5 White Label Tactics That Turn Generic Imports Into Premium Brands5 White Label Tactics That Turn Generic Imports Into Premium Brands

Most small importers start with generic products. They find a cheap widget on Alibaba, slap the factory’s default packaging on it, and list it online. The result? They compete on price against hundreds of sellers offering the exact same item. White labeling changes this equation entirely — and it’s one of the fastest ways to turn commodity goods into something customers actually remember.

White labeling means taking a factory-made product and branding it as your own. The manufacturer handles production; you control the packaging, labeling, and customer experience. The difference between a $7 tumbler and a $24 branded tumbler isn’t the steel — it’s the perceived value that comes from owning a brand. As covered in our guide on building a recognizable brand around imported products, the shift from generic reseller to brand owner is what separates hobbyists from serious importers.

But white labeling isn’t magic. If you slap a sticker on a mediocre product and call it a brand, nobody buys it twice. The real work happens before you place your first order — in product selection, packaging design, minimum order negotiation, and long-term positioning. Here are five tactics that separate successful white label brands from the noise.

1. Pick Products With Inherent Differentiation Room

Not every product is worth white labeling. The best candidates have features you can genuinely improve or customize — color variants, material grades, size options, or add-on accessories. A plain white t-shirt has zero room for differentiation. A travel organizer with custom pocket layouts, branded zipper pulls, and exclusive fabric colors? That’s a product that can command a premium. Before committing to a white label deal, ask the factory what customization options they’ve executed for other clients. If they only offer logo printing on existing SKUs, you are not building a brand — you are just paying for a stamp.

2. Invest in Packaging Design (It Is Your First Impression)

Your product might arrive in a plain brown box if you don’t specify packaging requirements. But that box is the first physical touchpoint your customer has with your brand. Budget for custom packaging — even simple elements like a branded insert card, tissue paper with your logo, or a thank-you note make a measurable difference in perceived value. Importers who invest fifty cents to one dollar extra per unit on packaging often report 30 to 50 percent higher customer satisfaction scores and significantly lower return rates. Your packaging IS your brand until they open the box.

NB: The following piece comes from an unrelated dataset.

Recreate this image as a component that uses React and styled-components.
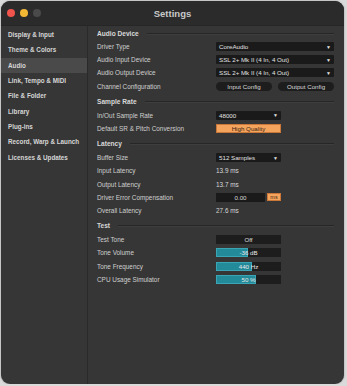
import React from "react";
import styled, { createGlobalStyle } from "styled-components";

const Global = createGlobalStyle`
  html, body { margin: 0; padding: 0; background: #dadada; }
  body { font-family: "Liberation Sans", Arial, sans-serif; }
`;

const Win = styled.div`
  width: 343px;
  height: 383px;
  margin: 1px 0 0 1px;
  border-radius: 9px;
  overflow: hidden;
  background: #363636;
  display: flex;
  flex-direction: column;
  box-shadow: 0 0 2px rgba(0, 0, 0, 0.35);
`;

const TitleBar = styled.div`
  height: 24px;
  flex: none;
  background: #2b2b2b;
  border-bottom: 1px solid #262626;
  display: flex;
  align-items: center;
  position: relative;
  padding-left: 6px;
  gap: 5px;
`;

const Light = styled.span`
  width: 8px;
  height: 8px;
  border-radius: 50%;
  background: ${(p) => p.c};
`;

const Title = styled.div`
  position: absolute;
  left: 0;
  right: 0;
  text-align: center;
  font-size: 9.5px;
  font-weight: 700;
  color: #c9c9c9;
  pointer-events: none;
`;

const Body = styled.div`
  flex: 1;
  display: flex;
`;

const Sidebar = styled.div`
  width: 86px;
  flex: none;
  border-right: 1px solid #2a2a2a;
  padding-top: 1px;
`;

const NavItem = styled.div`
  height: 15.3px;
  display: flex;
  align-items: center;
  padding-left: 7px;
  font-size: 6.3px;
  font-weight: 700;
  color: #d6d6d6;
  background: ${(p) => (p.active ? "#4a4a4a" : "transparent")};
  white-space: nowrap;
`;

const Main = styled.div`
  flex: 1;
  padding: 1px 10px 0 9px;
`;

const SectionHead = styled.div`
  height: ${(p) => (p.first ? 13 : 15)}px;
  margin-top: ${(p) => (p.first ? 0 : 1)}px;
  display: flex;
  align-items: center;
  gap: 8px;
  font-size: 6.6px;
  font-weight: 700;
  color: #d8d8d8;
  &::after {
    content: "";
    flex: 1;
    height: 1px;
    background: #262626;
    box-shadow: 0 1px 0 #3e3e3e;
  }
`;

const Row = styled.div`
  height: 13.2px;
  display: flex;
  align-items: center;
`;

const Label = styled.div`
  width: 119px;
  flex: none;
  font-size: 6.4px;
  color: #cfcfcf;
  white-space: nowrap;
`;

const Controls = styled.div`
  flex: 1;
  display: flex;
  gap: 6px;
`;

const Select = styled.div`
  width: ${(p) => (p.wide ? "118px" : "65px")};
  height: 9px;
  box-sizing: border-box;
  background: #1a1a1a;
  border-radius: 1px;
  display: flex;
  align-items: center;
  justify-content: space-between;
  padding: 0 3px 0 3px;
  font-size: 6.2px;
  color: #e2e2e2;
  white-space: nowrap;
`;

const Arrow = styled.span`
  font-size: 5px;
  color: #e0e0e0;
`;

const Pill = styled.div`
  width: 56px;
  height: 9px;
  border-radius: 5px;
  background: #1d1d1d;
  display: flex;
  align-items: center;
  justify-content: center;
  font-size: 6.2px;
  color: #d8d8d8;
`;

const Toggle = styled.div`
  width: 65px;
  height: 9px;
  box-sizing: border-box;
  background: ${(p) => (p.on ? "#f5a45e" : "#1d1d1d")};
  border: 1px solid ${(p) => (p.on ? "#c9783a" : "#1d1d1d")};
  display: flex;
  align-items: center;
  justify-content: center;
  font-size: 6.2px;
  color: ${(p) => (p.on ? "#3a2410" : "#dcdcdc")};
`;

const Value = styled.div`
  font-size: 6.4px;
  color: #d6d6d6;
`;

const NumField = styled.div`
  width: 49px;
  height: 9px;
  background: #1a1a1a;
  display: flex;
  align-items: center;
  justify-content: center;
  font-size: 6.2px;
  color: #d8d8d8;
`;

const Unit = styled.div`
  width: 14px;
  height: 8px;
  margin-left: -4px;
  background: #f5a45e;
  border: 1px solid #c9783a;
  box-sizing: border-box;
  display: flex;
  align-items: center;
  justify-content: center;
  font-size: 5.5px;
  color: #4a2a10;
`;

const Slider = styled.div`
  width: 65px;
  height: 9px;
  background: #1d1d1d;
  position: relative;
  overflow: hidden;
`;

const Fill = styled.div`
  position: absolute;
  left: 0;
  top: 0;
  bottom: 0;
  background: #238a9a;
  border: 1px solid #3aa5b5;
  box-sizing: border-box;
`;

const SliderText = styled.div`
  position: absolute;
  inset: 0;
  display: flex;
  align-items: center;
  justify-content: center;
  font-size: 6.2px;
  color: #e8e8e8;
`;

const nav = [
  "Display & Input",
  "Theme & Colors",
  "Audio",
  "Link, Tempo & MIDI",
  "File & Folder",
  "Library",
  "Plug-ins",
  "Record, Warp & Launch",
  "Licenses & Updates",
];

function Drop({ wide, children }) {
  return (
    <Select wide={wide}>
      <span>{children}</span>
      <Arrow>▼</Arrow>
    </Select>
  );
}

function Bar({ pct, text }) {
  return (
    <Slider>
      <Fill style={{ width: `${pct}%` }} />
      <SliderText>{text}</SliderText>
    </Slider>
  );
}

function Line({ label, children }) {
  return (
    <Row>
      <Label>{label}</Label>
      <Controls>{children}</Controls>
    </Row>
  );
}

export default function App() {
  return (
    <>
      <Global />
      <Win>
        <TitleBar>
          <Light c="#f0544c" />
          <Light c="#f3b935" />
          <Light c="#4a4a4a" />
          <Title>Settings</Title>
        </TitleBar>
        <Body>
          <Sidebar>
            {nav.map((n) => (
              <NavItem key={n} active={n === "Audio"}>
                {n}
              </NavItem>
            ))}
          </Sidebar>
          <Main>
            <SectionHead first>Audio Device</SectionHead>
            <Line label="Driver Type">
              <Drop wide>CoreAudio</Drop>
            </Line>
            <Line label="Audio Input Device">
              <Drop wide>SSL 2+ Mk II (4 In, 4 Out)</Drop>
            </Line>
            <Line label="Audio Output Device">
              <Drop wide>SSL 2+ Mk II (4 In, 4 Out)</Drop>
            </Line>
            <Line label="Channel Configuration">
              <Pill>Input Config</Pill>
              <Pill>Output Config</Pill>
            </Line>

            <SectionHead>Sample Rate</SectionHead>
            <Line label="In/Out Sample Rate">
              <Drop>48000</Drop>
            </Line>
            <Line label="Default SR & Pitch Conversion">
              <Toggle on>High Quality</Toggle>
            </Line>

            <SectionHead>Latency</SectionHead>
            <Line label="Buffer Size">
              <Drop>512 Samples</Drop>
            </Line>
            <Line label="Input Latency">
              <Value>13.9 ms</Value>
            </Line>
            <Line label="Output Latency">
              <Value>13.7 ms</Value>
            </Line>
            <Line label="Driver Error Compensation">
              <NumField>0.00</NumField>
              <Unit>ms</Unit>
            </Line>
            <Line label="Overall Latency">
              <Value>27.6 ms</Value>
            </Line>

            <SectionHead>Test</SectionHead>
            <Line label="Test Tone">
              <Toggle>Off</Toggle>
            </Line>
            <Line label="Tone Volume">
              <Bar pct={49} text="-36 dB" />
            </Line>
            <Line label="Tone Frequency">
              <Bar pct={55} text="440 Hz" />
            </Line>
            <Line label="CPU Usage Simulator">
              <Bar pct={62} text="50 %" />
            </Line>
          </Main>
        </Body>
      </Win>
    </>
  );
}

3. Negotiate MOQ Flexibility, Not Just Unit Price

New white label importers make the same mistake: they obsess over per-unit cost while accepting whatever minimum order quantity (MOQ) the factory demands. A $2.50 unit price means nothing if you are stuck with 3,000 units of a product nobody has validated yet. Instead, negotiate tiered MOQ structures — 500 units for your first test run, with a graduated commitment to larger batches if initial sales hit targets. Many factories will agree to this if you position it as a long-term partnership rather than a one-off order. For more on building those supplier relationships, see our breakdown of private label sourcing without a factory visit.

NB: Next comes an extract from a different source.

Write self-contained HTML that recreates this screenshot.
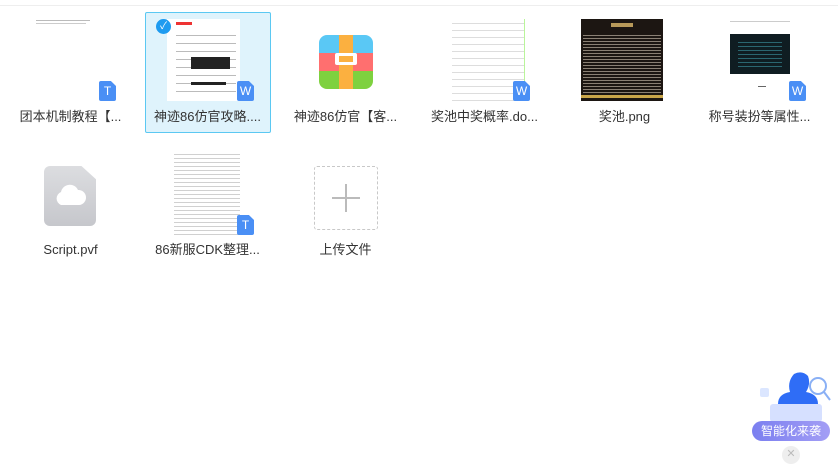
<!DOCTYPE html>
<html><head><meta charset="utf-8">
<style>
*{margin:0;padding:0;box-sizing:border-box}
body{width:838px;height:457px;background:#fff;position:relative;overflow:hidden;font-family:"Liberation Sans","Noto Sans CJK SC",sans-serif}
.a{position:absolute}
.lbl{position:absolute;width:125px;text-align:center;font-size:13px;line-height:18px;color:#333;white-space:nowrap}
.badge{position:absolute;width:17px;height:20px;background:#4a8ff5;border-radius:2px;color:#fff;font-size:12px;text-align:center;line-height:20px;clip-path:polygon(0 0,70% 0,100% 25%,100% 100%,0 100%)}
.ln{position:absolute;height:1px;background:#999}
</style></head><body>
<div class="a" style="left:0;top:5px;width:838px;height:1px;background:#eee"></div>

<div class="ln" style="left:36px;top:20px;width:54px;background:#bbb"></div>
<div class="ln" style="left:36px;top:23px;width:50px;background:#ccc"></div>
<div class="badge" style="left:99px;top:81px">T</div>
<div class="lbl" style="left:8px;top:108px">团本机制教程【...</div>

<div class="a" style="left:145px;top:12px;width:126px;height:121px;background:#dff3fc;border:1px solid #5bc8f2;border-radius:2px"></div>
<div class="a" style="left:167px;top:19px;width:73px;height:82px;background:#fff">
 <div class="a" style="left:9px;top:3px;width:16px;height:3px;background:#e33"></div>
 <div class="a" style="left:9px;top:12px;width:60px;height:66px;background:repeating-linear-gradient(#fff 0 4px,#bbb 4px 5px,#fff 5px 8px)"></div>
 <div class="a" style="left:24px;top:38px;width:39px;height:12px;background:#222"></div>
 <div class="a" style="left:24px;top:63px;width:35px;height:3px;background:#222"></div>
</div>
<div class="a" style="left:156px;top:19px;width:15px;height:15px;border-radius:50%;background:#1e9bf0;color:#fff;font-size:10px;text-align:center;line-height:15px">✓</div>
<div class="badge" style="left:237px;top:81px">W</div>
<div class="lbl" style="left:145px;top:108px">神迹86仿官攻略....</div>

<div class="a" style="left:319px;top:35px;width:54px;height:54px;border-radius:8px;overflow:hidden;background:linear-gradient(#5ac8f5 0 33%,#ff6f6f 33% 67%,#7ed13f 67%)">
 <div class="a" style="left:20px;top:0;width:14px;height:54px;background:#fbb040"></div>
 <div class="a" style="left:16px;top:18px;width:22px;height:12px;background:#fff;border-radius:2px"></div>
 <div class="a" style="left:20px;top:21px;width:14px;height:6px;background:#fbb040"></div>
</div>
<div class="lbl" style="left:283px;top:108px">神迹86仿官【客...</div>

<div class="a" style="left:452px;top:19px;width:73px;height:82px;background:repeating-linear-gradient(#fff 0 4px,#ddd 4px 5px,#fff 5px 7px);border-right:1px solid #b9f59a"></div>
<div class="badge" style="left:513px;top:81px">W</div>
<div class="lbl" style="left:422px;top:108px">奖池中奖概率.do...</div>

<div class="a" style="left:581px;top:19px;width:82px;height:82px;background:#1c1612">
 <div class="a" style="left:30px;top:4px;width:22px;height:4px;background:#b89a5a"></div>
 <div class="a" style="left:2px;top:14px;width:78px;height:60px;background:repeating-linear-gradient(#1c1612 0 2px,#8a8074 2px 3px)"></div>
 <div class="a" style="left:0;top:76px;width:82px;height:3px;background:#c9a64a"></div>
</div>
<div class="lbl" style="left:562px;top:108px">奖池.png</div>

<div class="a" style="left:730px;top:19px;width:63px;height:82px;background:#fff">
 <div class="ln" style="left:0;top:2px;width:60px;background:#ccc"></div>
 <div class="a" style="left:0;top:15px;width:60px;height:40px;background:#0f1d22"></div>
 <div class="a" style="left:8px;top:20px;width:44px;height:30px;background:repeating-linear-gradient(#0f1d22 0 3px,#2a6670 3px 4px)"></div>
 <div class="ln" style="left:28px;top:67px;width:8px;background:#666"></div>
</div>
<div class="badge" style="left:789px;top:81px">W</div>
<div class="lbl" style="left:697px;top:108px">称号装扮等属性...</div>

<div class="a" style="left:44px;top:166px;width:52px;height:60px;border-radius:6px;background:linear-gradient(#dcdde0,#c6c7cc);clip-path:polygon(0 0,72% 0,100% 22%,100% 100%,0 100%)"></div>
<svg class="a" style="left:53px;top:183px" width="34" height="24"><path d="M8 22a7 7 0 0 1 0-13 9 9 0 0 1 17-2 7 7 0 0 1 1 15z" fill="#fff"/></svg>
<div class="lbl" style="left:8px;top:241px">Script.pvf</div>

<div class="a" style="left:174px;top:152px;width:66px;height:83px;background:repeating-linear-gradient(#fff 0 2px,#d0d0d0 2px 3px,#fff 3px 4px)"></div>
<div class="badge" style="left:237px;top:215px">T</div>
<div class="lbl" style="left:145px;top:241px">86新服CDK整理...</div>

<div class="a" style="left:314px;top:166px;width:64px;height:64px;border:1px dashed #c8c8c8;border-radius:3px"></div>
<div class="a" style="left:332px;top:197px;width:28px;height:2px;background:#bbb"></div>
<div class="a" style="left:345px;top:184px;width:2px;height:28px;background:#bbb"></div>
<div class="lbl" style="left:283px;top:241px">上传文件</div>

<svg class="a" style="left:756px;top:360px" width="80" height="62">
 <rect x="4" y="28" width="9" height="9" rx="2" fill="#dbe6ff"/>
 <rect x="14" y="44" width="52" height="18" rx="3" fill="#d6e0ff"/>
 <path d="M22 44q0-10 12-12q-3-10 4-18q8-4 14 2q3 8-2 16q12 2 12 12z" fill="#2f6df6"/>
 <circle cx="62" cy="26" r="8" fill="none" stroke="#8ab0f5" stroke-width="2"/>
 <line x1="68" y1="32" x2="74" y2="40" stroke="#8ab0f5" stroke-width="2"/>
</svg>
<div class="a" style="left:752px;top:421px;width:78px;height:20px;border-radius:10px;background:linear-gradient(90deg,#7b7ff0,#a39ef5);color:#fff;font-size:12px;text-align:center;line-height:20px">智能化来袭</div>
<div class="a" style="left:782px;top:446px;width:18px;height:18px;border-radius:50%;background:#eee;color:#bbb;font-size:11px;text-align:center;line-height:16px">✕</div>
</body></html>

4. Build a Brand Story Around Product Origin

Customers don’t buy white label products — they buy the story behind them. If your product is made in a specific region known for craftsmanship (leather goods from Guangzhou’s dedicated manufacturing zones, ceramics from Dehua, electronics from Shenzhen), lean into that origin. “Designed in [Your City], crafted in China’s premier manufacturing hub” sounds far more compelling than “imported product.” Include a small card explaining your sourcing journey, quality standards, and why you chose that specific factory. This authenticity creates emotional connection that generic listings cannot match.

5. Validate Through Small-Batch DTC Before Wholesale

The fastest path to killing your brand is loading up on inventory before you know what sells. Run a direct-to-consumer (DTC) pilot first — list your white label product on Shopify, Amazon, or Etsy with a small 200 to 500 unit batch. Collect real feedback on packaging, sizing, pricing, and messaging before you commit to larger runs. This is also how you build the data you need to approach wholesale buyers later. A brand with proven DTC sales and verified customer reviews is infinitely more attractive to retailers than one with a warehouse full of unsold stock. If you are wondering how to take validated products into broader channels, our scaling guide covers the post-validation growth phase in detail.

Conclusion

White labeling isn’t a shortcut — it is a framework. Done right, it turns commodity products into profitable brands with real equity. Done wrong, it is just expensive inventory with your name on it. Start with one product, validate ruthlessly, invest in the details that signal quality, and scale only when the data confirms demand.